Funny how right-of-center mainline denominations happen to be left out of the above statement...
If there are 200 of you and only 60 of them, why don't you all show up one Sunday at church, call a congregational meeting, vote the minister out and tell the UCC to go to hell? Sounds like a substantial number of congregations have been doing that just recently. See http://faithfulandwelcoming.org/faw/content/show.asp?mne=withdrawn-churches
Seems to me you guys have an opportunity to take the church back over. The problem we Presbtyerians have is that we are tied to a national structure where the presbytery can threaten to take away our properties and toss our pastors out, although at least our presbytery has been leaving our church alone (for the moment).
I've always understood the reason for congregationalism was to prevent exactly this type of oppression.
There are 200 of us who would love come out of the woods and tell the UCC to go to hell.
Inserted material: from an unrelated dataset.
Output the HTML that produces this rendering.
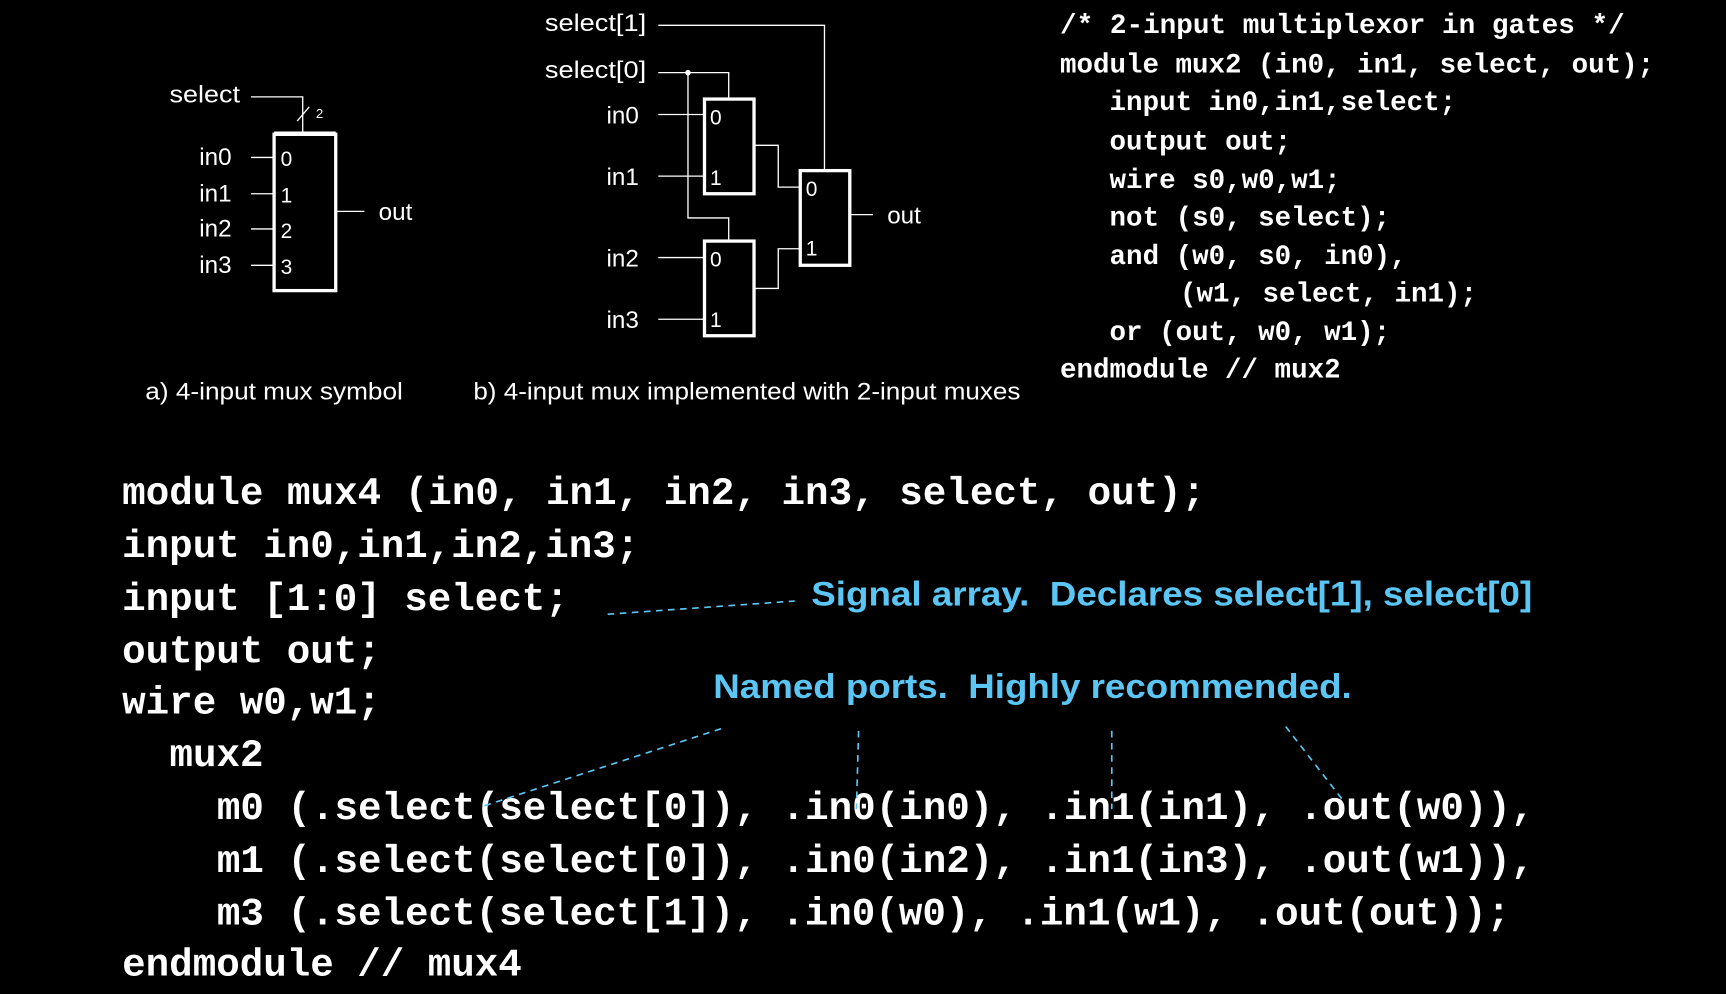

If there are 200 of you and 60 of them, rejoin the church and vote yourselves the church you want
There was a rebellion while I was deacon, but people for the most part do *not* want a fight. I can't say that strongly enough. The Congregational Church functions through consensus, and when consensus disappears, the place falls apart. Maybe when this pastor leaves, we'll see about taking back the church...if it doesn't go bankrupt first.
There was a rebellion while I was deacon, but people for the most part do *not* want a fight. I can't say that strongly enough. The Congregational Church functions through consensus, and when consensus disappears, the place falls apart. Maybe when this pastor leaves, we'll see about taking back the church...if it doesn't go bankrupt first.
As a former Mennonite and friend of many Friends...I know that thes churches use consensus. The Congos that I have been familiar with and have gone to have used old fashioned democracy.
Why don't you? I walked out on the ELCA. It is liberating.